You can use stale bread in the following ways and keep your homemade bread from going to waste:
- Make croutons – Homemade croutons can be stored in an airtight plastic bag or container and can be used to top salads. They can also be frozen for up to three months.
- Make breadcrumbs – Breadcrumbs are a great way to repurpose stale bread. You can use breadcrumbs to top your next mac and cheese or incorporate them into your meatballs or meatloaf.
- Make bread pudding – A great option if you need a quick dessert. Bread pudding can be flavorful and comes together relatively quickly.
- Make French toast – If you are looking for a breakfast option to use up all your stale bread, try a French toast recipe. By dipping the bread in an egg mixture, you will not even notice the bread’s dry staleness.
- Make a Panzanella– This is roughly translated as bread salad, where you have croutons as the base of the salad instead of leafy greens.
- Use the stale bread in stuffing or dressing – Perfect around the holidays or any time of year, stuffing is a great accompaniment to any poultry meal.
No matter which way you choose to use up any stale bread you have, there are a variety of ways to do so. And if all else fails, you can feed it to your pets! Chickens, dogs, pigs, and more all love some bread slices.
In Summary: Homemade Bread Dries Out For 9 Reasons
There are nine major reasons why your homemade bread could be going stale, but it boils down to these three points:
- You are storing your homemade bread wrong – it should not be (1) in the fridge, (2) at room temp, or (3) in plastic.
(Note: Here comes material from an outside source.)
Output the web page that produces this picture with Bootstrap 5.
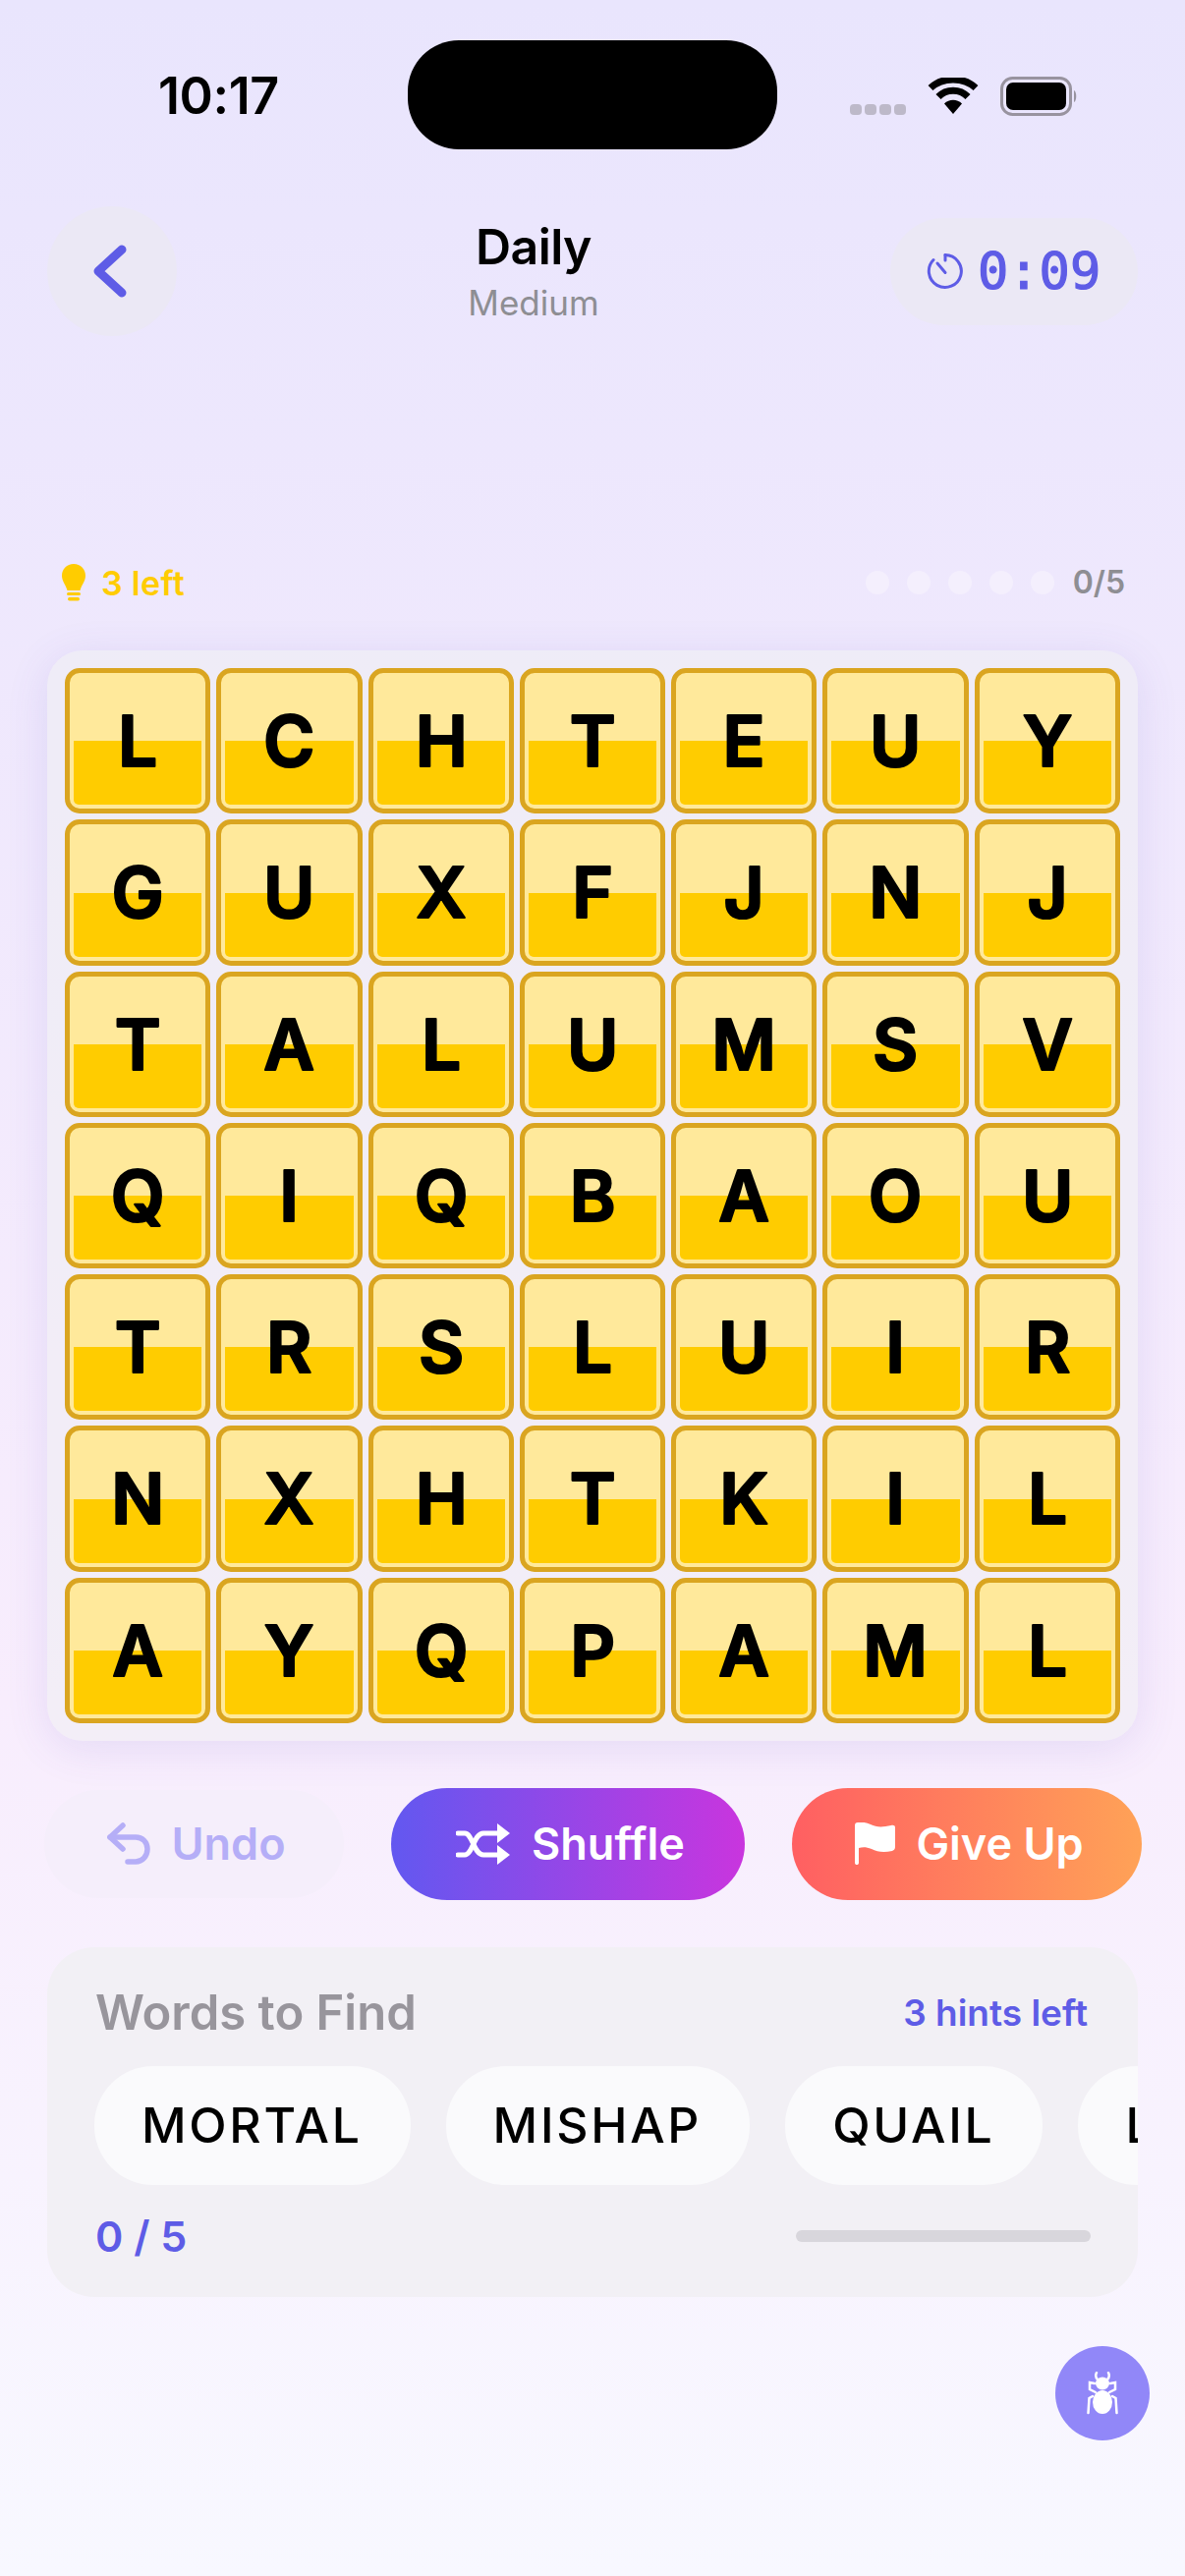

- You are using the improper recipe or technique – you should always (4) follow the recipe exactly, (5) adjust for high altitudes, (6) avoid over-proofing, and (7) avoid overbaking.
- You are being impatient with the baking process – You should always (8) wait to slice and (9) wait to store your homemade loaf.
No matter what the reason is, we have given you a handful of tips and tricks you can use going forward to increase the length of time before your homemade loaves get dry.